ROWS
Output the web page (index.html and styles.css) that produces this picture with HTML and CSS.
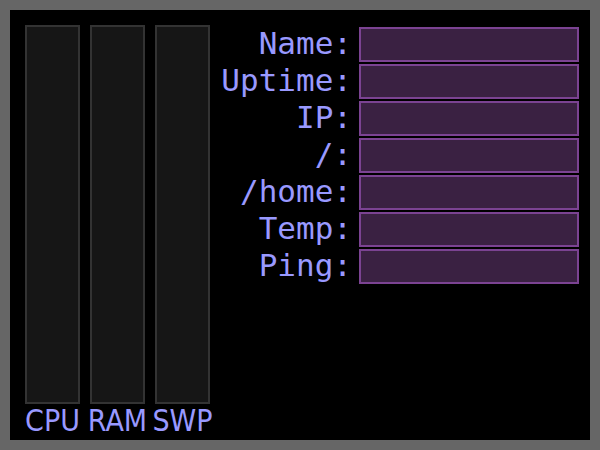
FILE: index.html
```html
<!DOCTYPE html>
<html>
<head>
<meta charset="utf-8">
<link rel="stylesheet" href="styles.css">
</head>
<body>
<div class="screen">
  <div class="meters">
    <div class="bar"></div>
    <div class="bar"></div>
    <div class="bar"></div>
    <div class="mlabel">CPU</div>
    <div class="mlabel">RAM</div>
    <div class="mlabel">SWP</div>
  </div>
  <div class="info">
    <div class="label">Name:</div><div class="field"></div>
    <div class="label">Uptime:</div><div class="field"></div>
    <div class="label">IP:</div><div class="field"></div>
    <div class="label">/:</div><div class="field"></div>
    <div class="label">/home:</div><div class="field"></div>
    <div class="label">Temp:</div><div class="field"></div>
    <div class="label">Ping:</div><div class="field"></div>
  </div>
</div>
</body>
</html>
```
FILE: styles.css
```css
html, body {
  margin: 0;
  padding: 0;
  background: #666666;
}
body {
  padding: 10px;
  width: 580px;
  height: 430px;
}
.screen {
  width: 580px;
  height: 430px;
  background: #000;
  box-sizing: border-box;
  padding: 15px 11px 0 15px;
  display: flex;
  justify-content: space-between;
}
.meters {
  display: grid;
  grid-template-columns: 55px 55px 55px;
  grid-template-rows: 379px auto;
  column-gap: 10px;
}
.bar {
  background: #161616;
  border: 2px solid #333333;
  box-sizing: border-box;
}
.mlabel {
  font-family: "DejaVu Sans Condensed", "DejaVu Sans", sans-serif;
  font-stretch: condensed;
  font-size: 30px;
  color: #9999ff;
  line-height: 33px;
  white-space: nowrap;
  display: flex;
  justify-content: center;
}
.info {
  display: grid;
  grid-template-columns: auto 220px;
  grid-auto-rows: 35px;
  row-gap: 2px;
  column-gap: 7px;
  margin-top: 2px;
  align-content: start;
}
.label {
  font-family: "DejaVu Sans Mono", monospace;
  font-size: 31px;
  color: #9999ff;
  text-align: right;
  line-height: 33px;
  height: 35px;
  white-space: nowrap;
}
.field {
  background: #3a2142;
  border: 2px solid #7b4392;
  box-sizing: border-box;
}
```
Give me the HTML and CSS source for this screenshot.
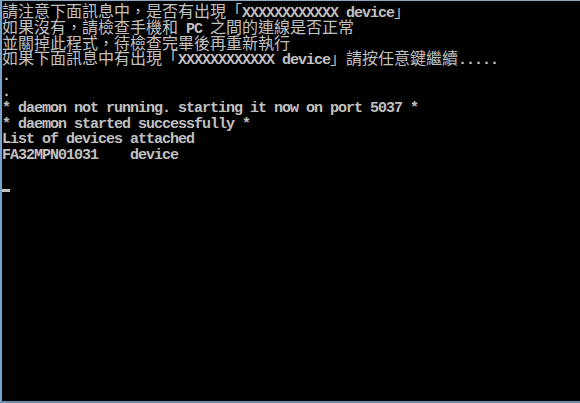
FILE: index.html
```html
<!DOCTYPE html>
<html lang="zh-Hant">
<head>
<meta charset="utf-8">
<link rel="stylesheet" href="styles.css">
</head>
<body>
<div class="console">
  <div class="ln"><span class="cj">請注意下面訊息中，是否有出現「</span><span class="as">XXXXXXXXXXXX device</span><span class="cj">」</span></div>
  <div class="ln"><span class="cj">如果沒有，請檢查手機和</span><span class="as"> PC </span><span class="cj">之間的連線是否正常</span></div>
  <div class="ln"><span class="cj">並關掉此程式，待檢查完畢後再重新執行</span></div>
  <div class="ln"><span class="cj">如果下面訊息中有出現「</span><span class="as">XXXXXXXXXXXX device</span><span class="cj">」請按任意鍵繼續</span><span class="as">.....</span></div>
  <div class="ln"><span class="as">.</span></div>
  <div class="ln"><span class="as">.</span></div>
  <div class="ln"><span class="as">* daemon not running. starting it now on port 5037 *</span></div>
  <div class="ln"><span class="as">* daemon started successfully *</span></div>
  <div class="ln"><span class="as">List of devices attached</span></div>
  <div class="ln"><span class="as">FA32MPN01031    device</span></div>
  <div class="ln"></div>
  <div class="ln cur-line"><span class="cursor"></span></div>
</div>
</body>
</html>
```
FILE: styles.css
```css
html, body {
  margin: 0;
  padding: 0;
  background: #000;
}
.console {
  box-sizing: border-box;
  width: 580px;
  height: 403px;
  padding-top: 2px;
  background: #000;
  border-top: 1px solid #8ea8c2;
  border-left: 2px solid #74a3cc;
  border-bottom: 2px solid #6a8eb0;
  color: #c0c0c0;
  overflow: hidden;
}
.ln {
  height: 15.8px;
  line-height: 15.8px;
  white-space: pre;
  font-family: "Noto Sans CJK TC", "Noto Sans CJK SC", sans-serif;
  font-size: 16px;
}
.cj {
  font-family: "Noto Sans CJK TC", "Noto Sans CJK SC", sans-serif;
  font-size: 16px;
  line-height: 15.8px;
}
.as {
  font-family: "Liberation Mono", monospace;
  font-weight: bold;
  font-size: 15px;
  letter-spacing: -1px;
  line-height: 15.8px;
}
.cur-line {
  display: flex;
  align-items: flex-end;
}
.cursor {
  display: block;
  width: 8px;
  height: 3px;
  margin-bottom: 1px;
  background: #c0c0c0;
}
```
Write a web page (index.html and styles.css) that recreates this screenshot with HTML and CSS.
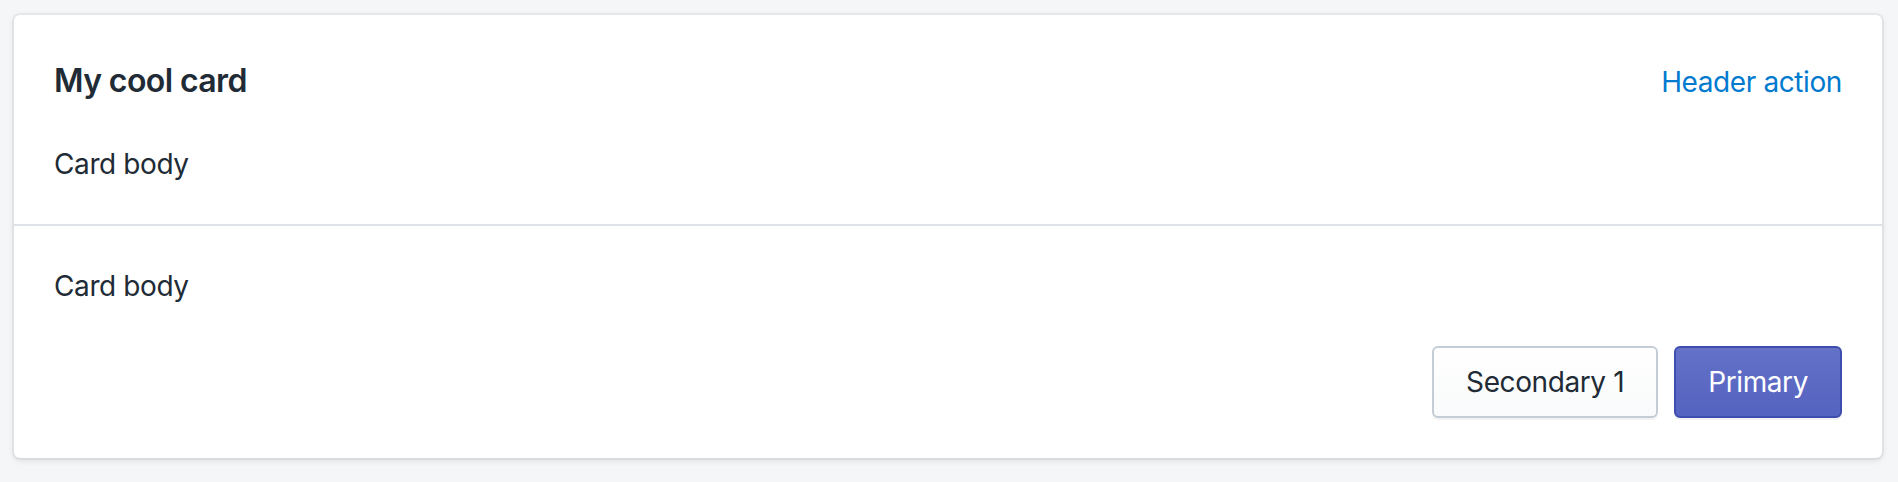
FILE: index.html
```html
<!DOCTYPE html>
<html lang="en">
<head>
<meta charset="utf-8">
<title>My cool card</title>
<link rel="stylesheet" href="styles.css">
</head>
<body>
  <div class="card">
    <div class="card-header">
      <h2 class="card-title">My cool card</h2>
      <a class="header-action" href="#">Header action</a>
    </div>
    <div class="card-section card-section-first">
      <p class="card-text">Card body</p>
    </div>
    <div class="card-section card-section-bordered">
      <p class="card-text">Card body</p>
    </div>
    <div class="card-footer">
      <button class="btn btn-secondary" type="button">Secondary 1</button>
      <button class="btn btn-primary" type="button">Primary</button>
    </div>
  </div>
</body>
</html>
```

FILE: styles.css
```css
html, body {
  margin: 0;
  padding: 0;
}
body {
  background: #f4f6f8;
  padding: 15px 16px 24px 14px;
  font-family: Inter, "Noto Sans", Roboto, sans-serif;
  color: #212b36;
  -webkit-font-smoothing: antialiased;
}
.card {
  background: #ffffff;
  border-radius: 6px;
  box-shadow: 0 0 0 2px rgba(63, 63, 68, 0.05), 0 2px 6px 0 rgba(63, 63, 68, 0.15);
  overflow: hidden;
}
.card-header {
  display: flex;
  align-items: baseline;
  justify-content: space-between;
  padding: 42px 40px 0;
}
.card-title {
  margin: 0;
  font-size: 32px;
  line-height: 48px;
  font-weight: 600;
  letter-spacing: -0.6px;
  color: #212b36;
}
.header-action {
  font-size: 28px;
  line-height: 40px;
  letter-spacing: -0.4px;
  color: #007ace;
  text-decoration: none;
}
.card-section {
  padding: 40px;
}
.card-section-first {
  padding-top: 39px;
}
.card-section-bordered {
  border-top: 2px solid #dfe3e8;
}
.card-text {
  margin: 0;
  font-size: 28px;
  line-height: 40px;
  letter-spacing: -0.4px;
}
.card-footer {
  display: flex;
  justify-content: flex-end;
  gap: 16px;
  padding: 0 40px 40px;
}
.btn {
  font-family: inherit;
  font-size: 28px;
  line-height: 40px;
  letter-spacing: -0.4px;
  min-height: 72px;
  padding: 14px 32px;
  border-radius: 6px;
  cursor: pointer;
}
.btn-secondary {
  background: linear-gradient(to bottom, #ffffff, #f9fafb);
  border: 2px solid #c4cdd5;
  box-shadow: 0 2px 0 0 rgba(22, 29, 37, 0.05);
  color: #212b36;
}
.btn-primary {
  background: linear-gradient(to bottom, #6371c7, #5563c1);
  border: 2px solid #3f4eae;
  box-shadow: inset 0 2px 0 0 #6774c8, 0 2px 0 0 rgba(22, 29, 37, 0.05);
  color: #ffffff;
}
```
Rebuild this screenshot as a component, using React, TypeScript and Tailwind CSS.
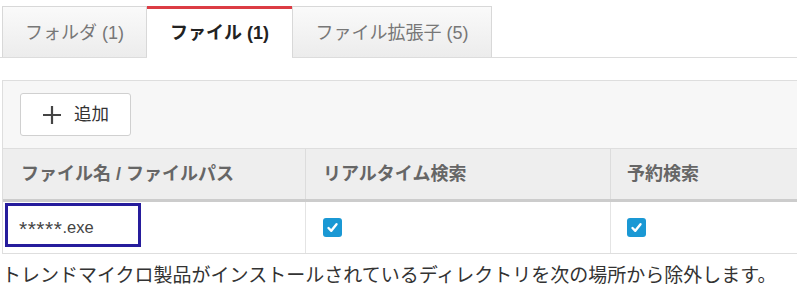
import React from "react";

const font = { fontFamily: '"Liberation Sans", "Noto Sans CJK JP", sans-serif' };

function Check() {
  return (
    <div className="w-[19px] h-[19px] rounded-[3px] bg-[#1a98d4] flex items-center justify-center">
      <svg width="13" height="13" viewBox="0 0 13 13">
        <path d="M2.5 7 L5.3 9.8 L10.5 3.2" fill="none" stroke="white" strokeWidth="2.4" strokeLinecap="round" strokeLinejoin="round" />
      </svg>
    </div>
  );
}

export default function App() {
  return (
    <div className="relative w-[800px] h-[300px] bg-white overflow-hidden" style={font}>
      <div className="flex pt-[6px] pl-[2px] w-[797px] border-b border-[#dcdcdc]">
        <div className="w-[145px] h-[51px] pt-[2px] flex items-center justify-center border border-b-0 border-[#d8d8d8] bg-gradient-to-b from-[#fafafa] to-[#ececec] text-[18px] text-[#777]">
          フォルダ (1)
        </div>
        <div className="w-[145px] h-[52px] -mb-px flex items-center justify-center border-t-[3px] border-t-[#dc3c44] bg-white text-[18px] font-bold text-[#222]">
          ファイル (1)
        </div>
        <div className="w-[200px] h-[51px] pt-[2px] flex items-center justify-center border border-b-0 border-[#d8d8d8] bg-gradient-to-b from-[#fafafa] to-[#ececec] text-[18px] text-[#777]">
          ファイル拡張子 (5)
        </div>
      </div>

      <div className="mt-[22px] ml-[2px] w-[795px] border-l border-t border-[#dedede]">
        <div className="h-[67px] bg-[#f7f7f7] flex items-center pl-[17px]">
          <button className="h-[43px] w-[111px] bg-white border border-[#d0d0d0] rounded-[3px] flex items-center justify-center gap-[12px] text-[17.5px] text-[#333]">
            <svg width="20" height="20" viewBox="0 0 20 20">
              <path d="M10 1 V19 M1 10 H19" stroke="#444" strokeWidth="2.2" />
            </svg>
            <span>追加</span>
          </button>
        </div>
        <div className="flex h-[54px] bg-[#eeeeee] border-t border-[#dedede] border-b-[3px] border-b-[#cccccc] text-[18px] font-bold text-[#666]">
          <div className="w-[303px] flex items-center pl-[18px] border-r border-[#dcdcdc]">ファイル名 / ファイルパス</div>
          <div className="w-[305px] flex items-center pl-[17px] border-r border-[#dcdcdc]">リアルタイム検索</div>
          <div className="flex-1 flex items-center pl-[16px]">予約検索</div>
        </div>
        <div className="flex h-[52px] border-b border-[#dedede] bg-white">
          <div className="w-[303px] flex items-center pl-[16px] border-r border-[#e4e4e4] text-[16.5px] text-[#444]">
            <span className="relative top-[1px] text-[21px] leading-none tracking-[0.5px]">*****</span>
            <span>.exe</span>
          </div>
          <div className="w-[305px] flex items-center pl-[17px] border-r border-[#e4e4e4]"><Check /></div>
          <div className="flex-1 flex items-center pl-[16px]"><Check /></div>
        </div>
      </div>

      <p className="mt-[10px] ml-[2px] text-[19px] leading-[24px] text-[#333] whitespace-nowrap">
        トレンドマイクロ製品がインストールされているディレクトリを次の場所から除外します。
      </p>

      <div className="absolute left-[5px] top-[203px] w-[136px] h-[44px] border-[3px] border-[#261c9c]" />
    </div>
  );
}
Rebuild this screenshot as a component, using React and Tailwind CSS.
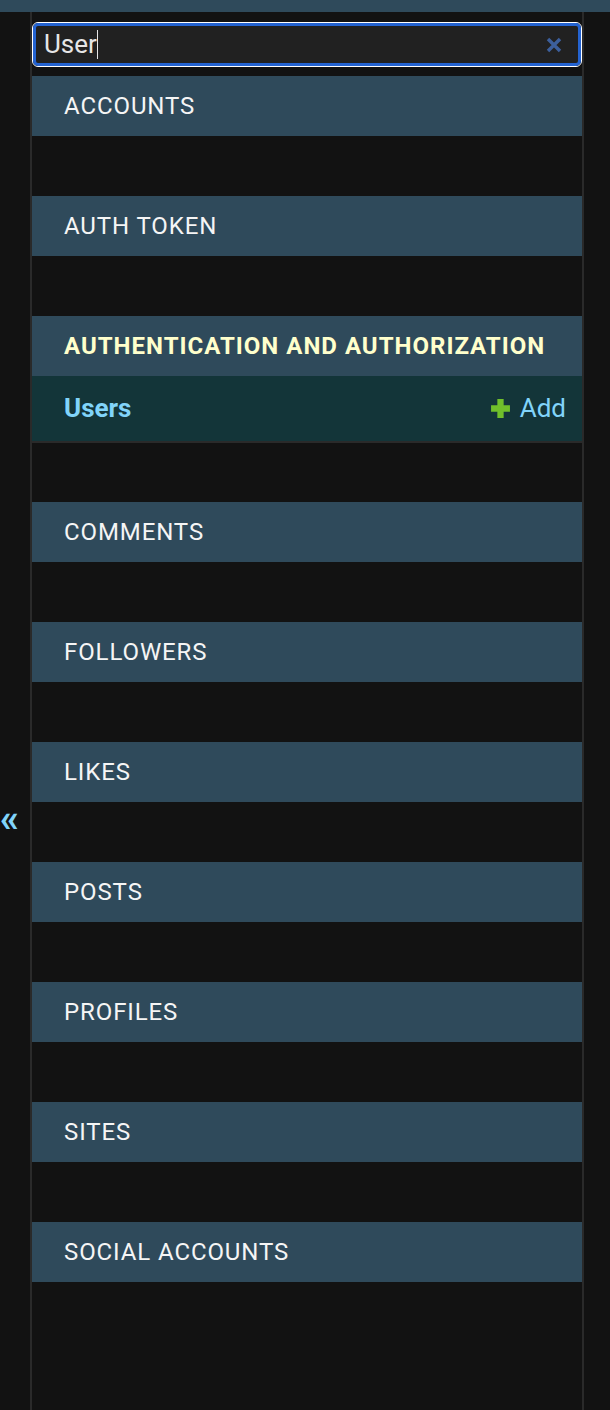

TASK OBJECTIVE
Identify and list each line with the word "React".

COMPLETED EXERCISE
Rebuild this screenshot as a component, using React, TypeScript and Tailwind CSS.
import React from "react";
Rebuild this screenshot as a component, using React and Tailwind CSS.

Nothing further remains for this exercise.